IL N’Y A DONC FINALEMENT PAS TANT DE TRUCS NOUVEAUX que cela dans ce sujet et ces techniques. Après les avoir dénoncées, Foodwatch ne s’étend pas sur les réponses apportées par les industriels, elle signale juste qu’elles sont disponibles en fin d’article. Ces derniers évoquent, en chœur, des problèmes d’approvisionnement (pour les œufs notamment), de volatilité des prix (huile de tournesol) mais précisent que les changements de recettes se font dans le respect de la réglementation en vigueur… La façade est probablement sauve.

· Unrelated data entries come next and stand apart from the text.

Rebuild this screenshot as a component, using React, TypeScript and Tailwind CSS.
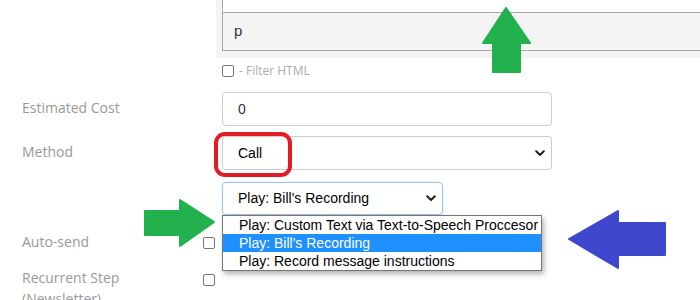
import React from "react";

const labelFont = { fontFamily: "'Open Sans', Lato, sans-serif" };

function Chevron() {
	return (
		<svg width="10" height="7" viewBox="0 0 10 7" className="shrink-0">
			<path d="M1.2 1.2 L5 5 L8.8 1.2" fill="none" stroke="#222" strokeWidth="2" strokeLinecap="round" strokeLinejoin="round" />
		</svg>
	);
}

function Box() {
	return <span className="block w-[12px] h-[12px] rounded-[2px] border border-[#777] bg-white shrink-0" />;
}

function Annotations() {
	return (
		<svg width="700" height="300" viewBox="0 0 700 300" className="absolute left-0 top-0 pointer-events-none">
			{/* up arrow */}
			<polygon
				points="506,8 530,43 520,43 520,72 493,72 493,43 483,43"
				fill="#22b14c"
				stroke="#22b14c"
				strokeWidth="2"
				strokeLinejoin="round"
			/>
			{/* right arrow */}
			<polygon
				points="145,211 180,211 180,200 214,222 180,246 180,235 145,235"
				fill="#22b14c"
				stroke="#22b14c"
				strokeWidth="2"
				strokeLinejoin="round"
			/>
			{/* left arrow */}
			<polygon
				points="569,239 618,211 618,223 665,223 665,255 618,255 618,268"
				fill="#3f48cc"
				stroke="#3f48cc"
				strokeWidth="2"
				strokeLinejoin="round"
			/>
			{/* highlight ring */}
			<rect x="216" y="134" width="74" height="41" rx="9" fill="none" stroke="#e31b23" strokeWidth="4" />
		</svg>
	);
}

export default function App() {
	return (
		<div className="relative w-[700px] h-[300px] overflow-hidden bg-white" style={{ fontFamily: "'Liberation Sans', Arial, sans-serif" }}>
			{/* editor tail */}
			<div className="flex h-[58px]">
				<div className="w-[216px] shrink-0" />
				<div className="flex-1 bg-[#f4f4f4] pl-[6px]">
					<div className="border-l border-b border-[#a8a8a8] h-[51px]">
						<div className="h-[13px] bg-white border-b border-[#a8a8a8]" />
						<div className="h-[37px] flex items-center pl-[11px] text-[15px] text-[#333]">p</div>
					</div>
				</div>
			</div>

			{/* filter html */}
			<div className="flex items-center h-[26px] pl-[222px] gap-[5px]" style={labelFont}>
				<Box />
				<span className="text-[12px] text-[#aaa]">- Filter HTML</span>
			</div>

			{/* estimated cost */}
			<div className="flex items-center mt-[8px]">
				<div className="w-[222px] pl-[22px] pb-[3px] text-[14px] text-[#999]" style={labelFont}>Estimated Cost</div>
				<div className="w-[330px] h-[34px] border border-[#ccc] rounded-[4px] flex items-center pl-[15px] text-[14px] text-[#333]">0</div>
			</div>

			{/* method */}
			<div className="flex items-center mt-[10px]">
				<div className="w-[222px] pl-[22px] pb-[3px] text-[14px] text-[#999]" style={labelFont}>Method</div>
				<div className="w-[330px] h-[34px] border border-[#ccc] rounded-[4px] flex items-center justify-between pl-[15px] pr-[6px] text-[14px] text-black">
					<span>Call</span>
					<Chevron />
				</div>
			</div>

			{/* play select */}
			<div className="flex mt-[12px]">
				<div className="w-[222px] shrink-0" />
				<div className="relative">
					<div className="w-[221px] h-[33px] border border-[#9ec3ea] rounded-[4px] shadow-[0_0_2px_rgba(80,150,230,0.35)] flex items-center justify-between pl-[15px] pr-[6px] text-[14px] text-black">
						<span>Play: Bill&apos;s Recording</span>
						<Chevron />
					</div>
					<div className="absolute left-0 top-[33px] w-[320px] border border-[#767676] bg-white text-[14px] leading-[18px] shadow-[2px_3px_5px_rgba(0,0,0,0.3)] z-10">
						<div className="pl-[16px] text-black whitespace-nowrap">Play: Custom Text via Text-to-Speech Proccesor</div>
						<div className="pl-[16px] bg-[#1e90ff] text-white whitespace-nowrap">Play: Bill&apos;s Recording</div>
						<div className="pl-[16px] text-black whitespace-nowrap">Play: Record message instructions</div>
					</div>
				</div>
			</div>

			{/* auto-send */}
			<div className="flex items-center h-[24px] mt-[16px]">
				<div className="w-[203px] pl-[22px] pb-[4px] text-[14px] text-[#999]" style={labelFont}>Auto-send</div>
				<Box />
			</div>

			{/* recurrent */}
			<div className="flex items-start mt-[13px]">
				<div className="w-[203px] pl-[22px] -mt-[1px] text-[14px] leading-[21px] text-[#999]" style={labelFont}>
					Recurrent Step
					<br />
					(Newsletter)
				</div>
				<div className="mt-[6px]">
					<Box />
				</div>
			</div>

			<Annotations />
		</div>
	);
}
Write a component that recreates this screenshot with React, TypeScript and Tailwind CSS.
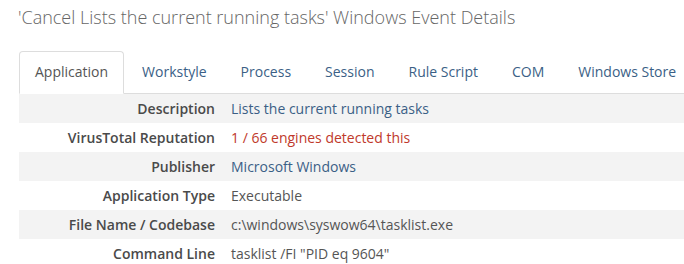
const tabs = ["Application", "Workstyle", "Process", "Session", "Rule Script", "COM", "Windows Store"];

const rows: { label: string; value: string; tone: "link" | "danger" | "plain" }[] = [
  { label: "Description", value: "Lists the current running tasks", tone: "link" },
  { label: "VirusTotal Reputation", value: "1 / 66 engines detected this", tone: "danger" },
  { label: "Publisher", value: "Microsoft Windows", tone: "link" },
  { label: "Application Type", value: "Executable", tone: "plain" },
  { label: "File Name / Codebase", value: "c:\\windows\\syswow64\\tasklist.exe", tone: "plain" },
  { label: "Command Line", value: 'tasklist /FI "PID eq 9604"', tone: "plain" },
];

export default function App() {
  return (
    <div className="w-[684px] h-[264px] overflow-hidden bg-white font-['Open_Sans',sans-serif]">
      <h2 className="pl-[18px] pt-[5px] text-[18px] leading-[25px] font-light text-[#666] whitespace-nowrap">
        'Cancel Lists the current running tasks' Windows Event Details
      </h2>

      <div className="ml-[19px] mt-[21px] flex border-b border-[#ddd] text-[14px] leading-[20px] whitespace-nowrap">
        {tabs.map((tab, i) => (
          <div
            key={tab}
            className={
              i === 0
                ? "shrink-0 -mb-px mr-[2px] px-[15px] py-[10px] border border-[#ddd] border-b-white rounded-t-[4px] bg-white text-[#555]"
                : "shrink-0 mr-[2px] px-[15px] py-[10px] border border-transparent text-[#3b5f86]"
            }
          >
            {tab}
          </div>
        ))}
      </div>

      <div className="ml-[19px] w-[700px] text-[14px] leading-[20px]">
        {rows.map((row, i) => (
          <div key={row.label} className={`flex h-[29px] items-center ${i % 2 === 0 ? "bg-[#f3f3f3]" : "bg-white"}`}>
            <div className="w-[204px] pr-[8px] text-right font-semibold text-[#4a4a4a]">{row.label}</div>
            <div
              className={`pl-[8px] ${
                row.tone === "link" ? "text-[#3b5f86]" : row.tone === "danger" ? "text-[#c0392b]" : "text-[#555]"
              }`}
            >
              {row.value}
            </div>
          </div>
        ))}
      </div>
    </div>
  );
}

Mais la question qui reste posée, c’est de savoir si les recettes vont revenir à leur format original une fois l’inflation revenue à des taux soutenables ?
RIEN N’EST MOINS SUR PARCE QUE PEUT-ETRE QUE D’ICI LA, les entreprises auront tâté de la greedflation, autre technique pour laquelle il s’agit de prétexter le poids de l’inflation pour augmenter ses prix alors que les coûts de production n’ont progressé qu’à la marge, si l’inflation repart. Bref, si elles reviennent de temps en temps sur le devant de la scène, ces astuces sont probablement vieilles comme le monde, au moins depuis qu’il fait commerce. Moi-même, pour que cette chronique atteigne le nombre de caractères nécessaires, n’ai-je pas procédé à des « copier-coller » de citations qui me permettent, pour le même prix, de gratter quelques minutes ? Charge peut-être à nous à être plus attentifs aux étiquettes qui embarquent les informations destinées à éclairer nos choix. Mais que peu d’entre nous lisent.